Blakeslee, with his professional background as a strategic planner and senior research scientist for Exxon, earned a patent for his work in geologic imaging. He holds a doctorate in geological sciences and also operates a multi-branch investment and financial planning firm.
Blakeslee said he’ll continue working with the institute on a volunteer basis. As a former assemblyman, and later state senator for the Central Coast, Blakeslee said he knows first-hand the gap that exists between the scientific community and Sacramento, and how legislation sometimes impedes the application of emerging technologies.
“My experience in the Legislature demonstrated for me the need for more thoughtful public policy,” Blakeslee told New Times. “The vast majority of bills were written by special interests or legislators who were simply responding to the latest headline. We saw that day in and day out—legislators trying to get themselves into a story.”
He added that while some academic institutions were active in the public policy process, the California State University system was largely absent.
“In my experience, the most exciting new ideas are driven by technology, and Cal Poly was obviously the right place for this,” Blakeslee added. “It’s the premier science and technology school in the CSU system.”
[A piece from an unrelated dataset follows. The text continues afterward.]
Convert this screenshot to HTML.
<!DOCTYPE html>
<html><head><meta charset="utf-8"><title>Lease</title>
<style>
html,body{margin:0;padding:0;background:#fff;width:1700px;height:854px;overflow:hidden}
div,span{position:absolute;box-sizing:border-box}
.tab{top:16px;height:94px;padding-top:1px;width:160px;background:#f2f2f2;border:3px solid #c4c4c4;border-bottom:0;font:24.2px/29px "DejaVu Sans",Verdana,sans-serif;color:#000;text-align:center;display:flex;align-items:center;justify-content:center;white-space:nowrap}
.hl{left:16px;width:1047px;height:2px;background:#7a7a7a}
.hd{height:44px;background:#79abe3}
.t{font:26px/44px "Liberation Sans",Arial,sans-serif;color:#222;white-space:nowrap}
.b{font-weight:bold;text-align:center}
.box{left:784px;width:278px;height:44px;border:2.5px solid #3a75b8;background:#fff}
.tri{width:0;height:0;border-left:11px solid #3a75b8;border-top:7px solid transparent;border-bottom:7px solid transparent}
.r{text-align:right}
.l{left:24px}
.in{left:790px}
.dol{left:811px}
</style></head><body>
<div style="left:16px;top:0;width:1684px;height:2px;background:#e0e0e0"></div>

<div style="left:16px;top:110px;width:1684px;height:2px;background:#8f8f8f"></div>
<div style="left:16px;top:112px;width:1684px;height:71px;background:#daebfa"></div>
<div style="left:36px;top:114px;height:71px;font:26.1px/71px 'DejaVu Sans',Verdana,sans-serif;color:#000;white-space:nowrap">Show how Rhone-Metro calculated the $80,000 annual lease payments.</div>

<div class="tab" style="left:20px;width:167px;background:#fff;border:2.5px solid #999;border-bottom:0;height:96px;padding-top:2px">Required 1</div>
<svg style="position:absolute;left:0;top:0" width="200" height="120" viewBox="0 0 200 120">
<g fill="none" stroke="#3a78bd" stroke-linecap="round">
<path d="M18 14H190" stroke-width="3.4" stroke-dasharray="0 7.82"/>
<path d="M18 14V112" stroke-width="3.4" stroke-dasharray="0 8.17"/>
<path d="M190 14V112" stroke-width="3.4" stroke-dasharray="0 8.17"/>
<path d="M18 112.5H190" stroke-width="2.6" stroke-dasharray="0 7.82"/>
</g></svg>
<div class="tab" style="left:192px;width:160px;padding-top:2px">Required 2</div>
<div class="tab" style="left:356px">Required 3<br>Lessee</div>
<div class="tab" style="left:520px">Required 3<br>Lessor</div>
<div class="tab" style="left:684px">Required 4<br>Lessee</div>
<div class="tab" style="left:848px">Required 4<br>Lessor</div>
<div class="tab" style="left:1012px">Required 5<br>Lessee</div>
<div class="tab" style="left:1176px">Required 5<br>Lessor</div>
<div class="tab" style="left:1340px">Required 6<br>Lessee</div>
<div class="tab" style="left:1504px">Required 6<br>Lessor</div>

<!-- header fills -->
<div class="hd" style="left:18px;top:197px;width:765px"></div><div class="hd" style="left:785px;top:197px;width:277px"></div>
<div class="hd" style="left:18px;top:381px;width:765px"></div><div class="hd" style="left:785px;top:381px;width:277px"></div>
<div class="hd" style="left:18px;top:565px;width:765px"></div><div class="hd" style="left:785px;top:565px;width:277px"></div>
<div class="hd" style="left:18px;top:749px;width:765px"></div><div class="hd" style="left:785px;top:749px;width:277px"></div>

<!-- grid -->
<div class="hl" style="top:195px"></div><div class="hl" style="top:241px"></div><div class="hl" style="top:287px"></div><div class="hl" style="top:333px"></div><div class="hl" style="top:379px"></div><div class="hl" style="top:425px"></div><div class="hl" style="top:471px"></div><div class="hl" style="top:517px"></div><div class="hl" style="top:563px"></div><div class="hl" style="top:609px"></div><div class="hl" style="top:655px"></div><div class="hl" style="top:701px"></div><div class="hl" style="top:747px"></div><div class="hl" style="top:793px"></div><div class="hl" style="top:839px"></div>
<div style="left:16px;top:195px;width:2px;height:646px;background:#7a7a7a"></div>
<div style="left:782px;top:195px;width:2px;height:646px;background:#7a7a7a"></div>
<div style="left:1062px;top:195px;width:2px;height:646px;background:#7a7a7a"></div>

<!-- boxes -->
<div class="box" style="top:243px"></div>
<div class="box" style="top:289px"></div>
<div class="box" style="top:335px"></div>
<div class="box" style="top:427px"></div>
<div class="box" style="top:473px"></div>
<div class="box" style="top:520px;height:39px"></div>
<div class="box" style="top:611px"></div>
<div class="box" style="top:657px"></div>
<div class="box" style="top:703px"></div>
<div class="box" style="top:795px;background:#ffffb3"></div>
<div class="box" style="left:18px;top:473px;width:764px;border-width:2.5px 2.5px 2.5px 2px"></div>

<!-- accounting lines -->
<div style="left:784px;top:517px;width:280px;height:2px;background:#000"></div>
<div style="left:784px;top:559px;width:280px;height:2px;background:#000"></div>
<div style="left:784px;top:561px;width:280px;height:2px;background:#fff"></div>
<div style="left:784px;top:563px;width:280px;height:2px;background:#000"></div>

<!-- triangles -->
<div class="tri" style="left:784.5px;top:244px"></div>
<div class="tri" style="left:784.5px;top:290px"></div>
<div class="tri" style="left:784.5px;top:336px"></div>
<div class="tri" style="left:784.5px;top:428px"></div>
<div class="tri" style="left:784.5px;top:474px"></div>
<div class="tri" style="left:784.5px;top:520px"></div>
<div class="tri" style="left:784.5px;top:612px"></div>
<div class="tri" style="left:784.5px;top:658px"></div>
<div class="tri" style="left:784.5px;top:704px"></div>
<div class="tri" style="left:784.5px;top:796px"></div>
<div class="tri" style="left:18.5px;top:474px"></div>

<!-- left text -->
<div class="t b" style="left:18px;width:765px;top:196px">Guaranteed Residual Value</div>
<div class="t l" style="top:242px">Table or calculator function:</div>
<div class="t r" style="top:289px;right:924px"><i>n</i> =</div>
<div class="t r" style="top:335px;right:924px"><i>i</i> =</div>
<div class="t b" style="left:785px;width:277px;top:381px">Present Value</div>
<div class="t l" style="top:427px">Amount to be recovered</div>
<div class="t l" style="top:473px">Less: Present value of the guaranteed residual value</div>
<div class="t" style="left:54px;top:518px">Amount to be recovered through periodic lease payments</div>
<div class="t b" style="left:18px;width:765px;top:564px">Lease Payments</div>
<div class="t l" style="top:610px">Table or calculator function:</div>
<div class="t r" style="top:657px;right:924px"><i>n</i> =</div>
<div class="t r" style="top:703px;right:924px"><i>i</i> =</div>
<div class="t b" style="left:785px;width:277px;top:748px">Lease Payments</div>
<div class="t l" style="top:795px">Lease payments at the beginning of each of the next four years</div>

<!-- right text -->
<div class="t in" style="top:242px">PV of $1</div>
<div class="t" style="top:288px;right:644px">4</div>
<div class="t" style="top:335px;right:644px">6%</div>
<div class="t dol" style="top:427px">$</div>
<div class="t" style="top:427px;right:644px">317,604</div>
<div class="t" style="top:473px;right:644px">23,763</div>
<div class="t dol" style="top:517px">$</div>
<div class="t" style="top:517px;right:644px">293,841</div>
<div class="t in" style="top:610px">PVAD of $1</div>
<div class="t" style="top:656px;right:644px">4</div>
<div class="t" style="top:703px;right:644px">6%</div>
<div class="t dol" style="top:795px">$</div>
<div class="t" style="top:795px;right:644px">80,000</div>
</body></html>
On Oct. 4, the university played host to a symposium co-sponsored by the institute, as well as the university’s Center for Coastal Marine Sciences, and the CSU system’s Council on Ocean Affairs, Science, and Technology. The topic of the day: brainstorming ways the academic and scientific community can better communicate their work to policymakers and members of the media. Blakeslee was on hand.
“The big takeaway was the importance of relationships, that a good idea is not sufficient in and of itself to rise to the top in a place like Sacramento,” Blakeslee said following the event. “More needs to be done if we’re going to get something meaningful to the public.”
In keeping with its nonpartisan ethos, the institute’s advisory board includes big names from both the scientific and public arenas—“the who’s who of doers and people with substance,” according to Blakeslee.
Those names include Lt. Gov. Gavin Newsom; former California Energy Commission member and former California Resources Agency chief of staff James Boyd; Alissa Black, director of the New America Foundation’s California Civic Innovation Project; former director of governmental affairs for the California Public Utilities Commission Delaney Hunter; former chairman of the California Fair Political Practices Commission Dan Schnur; former Boeing vice president for public policy and analysis Bob Vilhauer; and others.
Currently on the institute’s plate: projects that include improving access to the massive volumes of video data and other media buried in the Legislature’s archives, research to help develop a set of energy-related initiatives and policies from an integrated systems perspective to create a “21st Century energy economy,” and a project to explore potential advances in tablet technology to help close the achievement gap among Spanish-language students in the Central Coast’s migrant farmworker communities.
“With the help of this distinguished and diverse board of advisers, I am confident that this institute will craft balanced, implementable solutions to pressing problems,” Armstrong wrote.